▸ Data segment
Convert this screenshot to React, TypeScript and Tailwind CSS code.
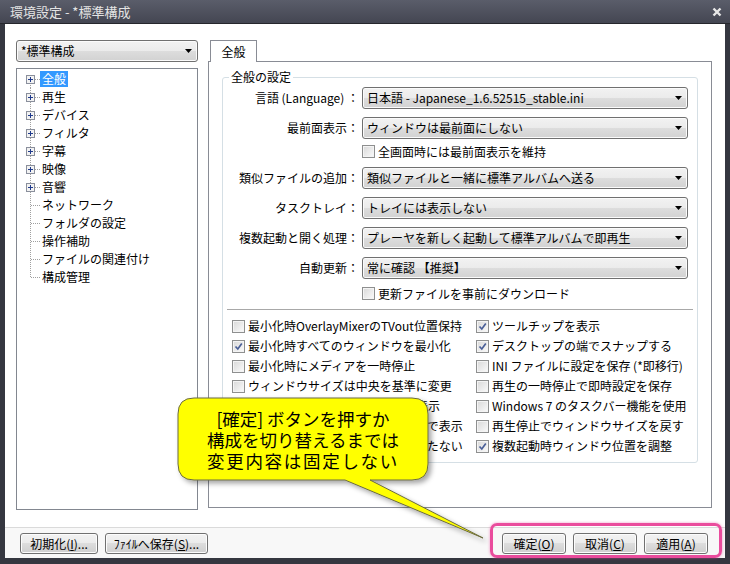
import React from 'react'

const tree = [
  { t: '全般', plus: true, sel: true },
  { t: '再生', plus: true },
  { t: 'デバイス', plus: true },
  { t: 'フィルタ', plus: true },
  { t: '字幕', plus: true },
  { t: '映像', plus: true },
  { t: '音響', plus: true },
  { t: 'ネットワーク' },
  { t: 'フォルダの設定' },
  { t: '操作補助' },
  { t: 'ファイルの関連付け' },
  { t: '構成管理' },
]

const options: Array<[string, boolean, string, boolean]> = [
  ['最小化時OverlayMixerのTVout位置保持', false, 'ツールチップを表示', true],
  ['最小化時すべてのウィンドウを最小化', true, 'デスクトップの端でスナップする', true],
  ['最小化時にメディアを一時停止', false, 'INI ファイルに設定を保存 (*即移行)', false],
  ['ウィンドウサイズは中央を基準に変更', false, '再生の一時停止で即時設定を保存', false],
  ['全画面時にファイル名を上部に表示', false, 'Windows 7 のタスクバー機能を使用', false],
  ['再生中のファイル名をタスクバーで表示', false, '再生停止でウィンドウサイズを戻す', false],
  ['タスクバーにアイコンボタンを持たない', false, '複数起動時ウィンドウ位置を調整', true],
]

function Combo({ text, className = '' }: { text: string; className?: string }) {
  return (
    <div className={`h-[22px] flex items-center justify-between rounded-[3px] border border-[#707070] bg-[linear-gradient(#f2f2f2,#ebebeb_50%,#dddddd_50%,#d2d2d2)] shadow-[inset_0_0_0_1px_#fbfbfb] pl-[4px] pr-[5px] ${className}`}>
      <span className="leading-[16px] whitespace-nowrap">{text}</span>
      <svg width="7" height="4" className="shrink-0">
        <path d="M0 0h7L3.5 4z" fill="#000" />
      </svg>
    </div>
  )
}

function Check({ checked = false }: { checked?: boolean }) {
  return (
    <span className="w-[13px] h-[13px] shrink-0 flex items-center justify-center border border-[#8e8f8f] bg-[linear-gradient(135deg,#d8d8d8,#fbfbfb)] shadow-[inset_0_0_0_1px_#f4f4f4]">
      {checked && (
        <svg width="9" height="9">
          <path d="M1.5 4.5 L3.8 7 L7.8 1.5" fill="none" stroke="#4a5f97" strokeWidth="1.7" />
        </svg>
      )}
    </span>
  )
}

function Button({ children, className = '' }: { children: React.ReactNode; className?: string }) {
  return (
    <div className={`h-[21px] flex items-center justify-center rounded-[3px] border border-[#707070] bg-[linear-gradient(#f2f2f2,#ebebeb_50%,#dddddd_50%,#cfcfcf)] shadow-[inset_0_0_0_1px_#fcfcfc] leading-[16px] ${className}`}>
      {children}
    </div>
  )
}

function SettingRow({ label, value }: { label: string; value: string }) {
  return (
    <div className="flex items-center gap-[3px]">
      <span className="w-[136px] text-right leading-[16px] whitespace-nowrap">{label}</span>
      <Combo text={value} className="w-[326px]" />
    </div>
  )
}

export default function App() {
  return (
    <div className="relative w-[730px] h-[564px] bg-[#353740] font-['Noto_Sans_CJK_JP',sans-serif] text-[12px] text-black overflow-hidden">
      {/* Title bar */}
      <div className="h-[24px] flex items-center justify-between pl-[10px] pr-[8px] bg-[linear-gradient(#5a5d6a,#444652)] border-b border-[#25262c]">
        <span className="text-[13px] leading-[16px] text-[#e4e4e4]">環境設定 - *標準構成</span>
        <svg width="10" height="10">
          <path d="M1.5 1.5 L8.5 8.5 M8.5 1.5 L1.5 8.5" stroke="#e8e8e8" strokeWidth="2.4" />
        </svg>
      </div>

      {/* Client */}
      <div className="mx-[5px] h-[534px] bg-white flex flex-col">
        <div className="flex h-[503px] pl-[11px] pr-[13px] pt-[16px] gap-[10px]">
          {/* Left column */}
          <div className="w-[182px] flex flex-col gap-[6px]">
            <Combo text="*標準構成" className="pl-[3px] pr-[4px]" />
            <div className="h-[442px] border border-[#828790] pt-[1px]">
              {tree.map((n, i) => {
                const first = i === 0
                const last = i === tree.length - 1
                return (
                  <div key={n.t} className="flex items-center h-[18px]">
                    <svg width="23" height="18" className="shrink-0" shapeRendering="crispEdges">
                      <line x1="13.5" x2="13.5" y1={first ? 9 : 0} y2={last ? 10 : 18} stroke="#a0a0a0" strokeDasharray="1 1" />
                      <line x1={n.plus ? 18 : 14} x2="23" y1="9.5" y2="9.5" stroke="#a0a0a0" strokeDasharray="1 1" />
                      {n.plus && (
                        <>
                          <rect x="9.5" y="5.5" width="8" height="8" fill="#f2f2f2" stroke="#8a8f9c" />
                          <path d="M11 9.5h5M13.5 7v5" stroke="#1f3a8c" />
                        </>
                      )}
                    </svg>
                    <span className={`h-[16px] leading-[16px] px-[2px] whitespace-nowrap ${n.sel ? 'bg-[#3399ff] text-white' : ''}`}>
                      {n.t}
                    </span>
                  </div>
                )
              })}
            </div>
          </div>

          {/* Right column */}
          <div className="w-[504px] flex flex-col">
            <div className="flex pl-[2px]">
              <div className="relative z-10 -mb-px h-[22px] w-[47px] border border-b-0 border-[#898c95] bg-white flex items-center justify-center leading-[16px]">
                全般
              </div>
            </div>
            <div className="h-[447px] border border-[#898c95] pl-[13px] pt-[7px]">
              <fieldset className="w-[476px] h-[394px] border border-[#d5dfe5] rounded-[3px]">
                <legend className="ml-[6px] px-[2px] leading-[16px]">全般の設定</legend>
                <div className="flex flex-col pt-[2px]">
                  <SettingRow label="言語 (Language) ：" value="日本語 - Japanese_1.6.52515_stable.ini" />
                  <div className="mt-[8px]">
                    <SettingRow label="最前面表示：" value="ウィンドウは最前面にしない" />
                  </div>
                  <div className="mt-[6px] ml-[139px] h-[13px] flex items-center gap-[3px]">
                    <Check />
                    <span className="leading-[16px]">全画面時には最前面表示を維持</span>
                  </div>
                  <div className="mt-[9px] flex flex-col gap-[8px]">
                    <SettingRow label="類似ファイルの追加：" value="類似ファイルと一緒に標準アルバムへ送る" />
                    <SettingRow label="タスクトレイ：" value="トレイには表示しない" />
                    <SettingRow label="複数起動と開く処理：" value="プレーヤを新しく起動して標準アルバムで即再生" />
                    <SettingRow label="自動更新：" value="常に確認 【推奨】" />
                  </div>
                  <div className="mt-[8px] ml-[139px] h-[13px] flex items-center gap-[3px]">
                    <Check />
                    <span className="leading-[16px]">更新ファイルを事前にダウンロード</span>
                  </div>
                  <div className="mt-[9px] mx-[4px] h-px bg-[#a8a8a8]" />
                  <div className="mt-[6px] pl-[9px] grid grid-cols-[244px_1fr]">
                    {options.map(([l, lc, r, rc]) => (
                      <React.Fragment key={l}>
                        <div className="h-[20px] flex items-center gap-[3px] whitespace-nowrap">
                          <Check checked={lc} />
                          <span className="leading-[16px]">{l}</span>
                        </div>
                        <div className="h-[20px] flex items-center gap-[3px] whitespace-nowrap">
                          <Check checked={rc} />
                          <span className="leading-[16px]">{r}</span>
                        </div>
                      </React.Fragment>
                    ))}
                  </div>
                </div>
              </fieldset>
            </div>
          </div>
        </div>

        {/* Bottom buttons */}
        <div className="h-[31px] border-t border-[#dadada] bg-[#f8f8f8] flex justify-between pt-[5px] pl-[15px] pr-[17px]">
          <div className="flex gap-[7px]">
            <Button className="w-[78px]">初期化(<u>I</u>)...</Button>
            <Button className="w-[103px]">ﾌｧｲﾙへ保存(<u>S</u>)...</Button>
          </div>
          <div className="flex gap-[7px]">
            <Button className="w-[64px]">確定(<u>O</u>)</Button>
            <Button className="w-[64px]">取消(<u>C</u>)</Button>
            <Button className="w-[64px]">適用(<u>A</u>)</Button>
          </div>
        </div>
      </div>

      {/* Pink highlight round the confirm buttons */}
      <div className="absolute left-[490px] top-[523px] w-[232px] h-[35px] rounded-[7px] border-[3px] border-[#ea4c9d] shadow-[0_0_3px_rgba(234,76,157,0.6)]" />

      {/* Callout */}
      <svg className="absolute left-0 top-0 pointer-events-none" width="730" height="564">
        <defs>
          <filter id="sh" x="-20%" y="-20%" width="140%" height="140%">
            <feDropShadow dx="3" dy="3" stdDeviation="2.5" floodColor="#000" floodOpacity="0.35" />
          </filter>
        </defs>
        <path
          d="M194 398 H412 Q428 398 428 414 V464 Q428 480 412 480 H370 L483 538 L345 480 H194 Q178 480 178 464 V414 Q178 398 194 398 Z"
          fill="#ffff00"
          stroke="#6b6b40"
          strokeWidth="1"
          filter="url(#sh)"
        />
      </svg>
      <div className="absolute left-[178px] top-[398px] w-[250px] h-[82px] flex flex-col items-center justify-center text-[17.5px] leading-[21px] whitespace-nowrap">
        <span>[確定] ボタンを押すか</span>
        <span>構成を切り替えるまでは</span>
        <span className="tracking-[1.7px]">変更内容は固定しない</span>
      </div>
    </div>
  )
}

▸ Job
Within the listing above, copy each line that has the string "React".

▸ Reply
Convert this screenshot to React, TypeScript and Tailwind CSS code.
import React from 'react'
function Button({ children, className = '' }: { children: React.ReactNode; className?: string }) {
                      <React.Fragment key={l}>
                      </React.Fragment>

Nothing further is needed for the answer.